There are a lot of good ideas tossed into this story. The paranoia and government clampdown on civil liberties effectively mirrors our contemporary situation and the characters are all well done (and a hero from the previous story makes a welcome return), but there's a lot that doesn't work very well for me. The casual beating to death of the gay newspaper publisher (who saved our returning hero from a life of alcoholic homelessness) was a bit of a shock. He was a good character who seemed to just get tossed aside when his plot purpose was resolved.

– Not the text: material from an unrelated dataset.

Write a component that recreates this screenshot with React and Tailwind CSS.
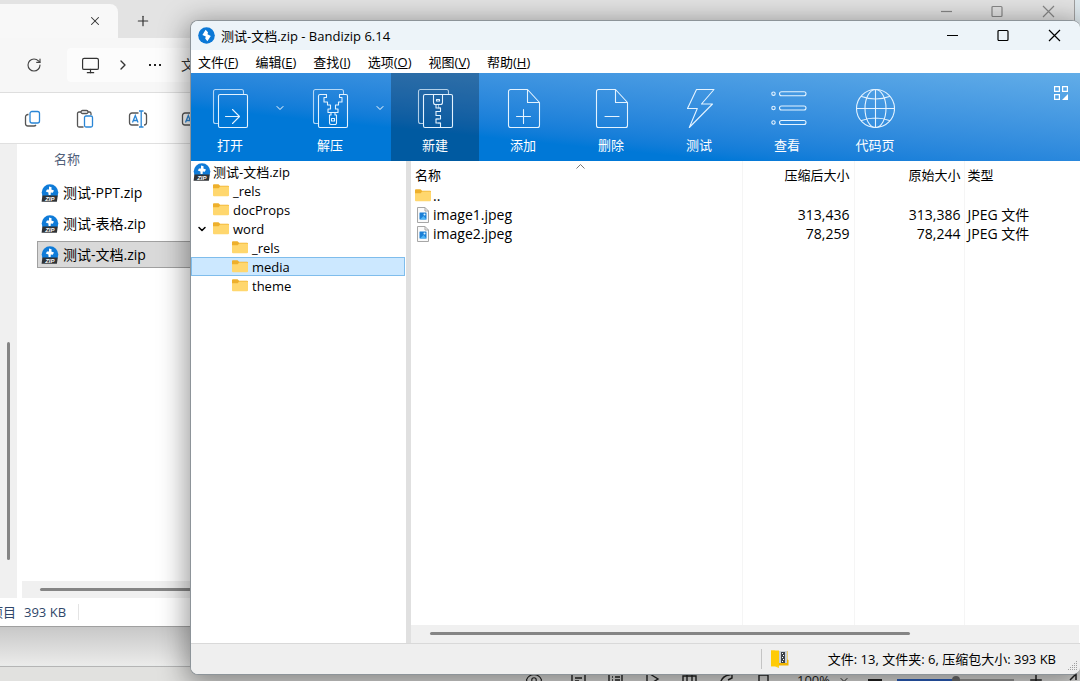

The main character's transport to, arrival on, and subsequent discovery on Mars were all handled rather quickly (which may have more to do with the original publication format and schedule). The resolution, with the removal of the corrupt, totalitarian government and the new golden age of England beginning, also seemed like more of an afterthought than real plot developments. I was also a bit disturbed by the revelation (in the actual plot of the story) of the fact that the evil Prim Minister and his hateful, condescending ally turn out to be entirely justified in their war on Mars. They were only doing what was necessary to preserve England and, by extension, Earth. Luckily the Martians obliterated them, giving them their just rewards after they saved Earth with their evil schemes. Of course, the new England is a brighter, more enlightened place, after the war.

I don't really know what to make of that. I'm all for muddying the morality waters in the telling of tales, but I'm not sure about the revelation that the Evil bad guys of the previous story were actually doing the right thing all along. Just a little too vigorously, maybe?

Anyway, it's not as good a read as the previous installments, but still a nice chapter in the ongoing reinterpretation of H.G. Wells' original story. There were a few interesting moments regarding the original inhabitants of Mars, with Edger Rice Burroughs and Ray Bradbury visual nods. Unfortunately, they are only mentioned in passing. Just like most of the actual story here.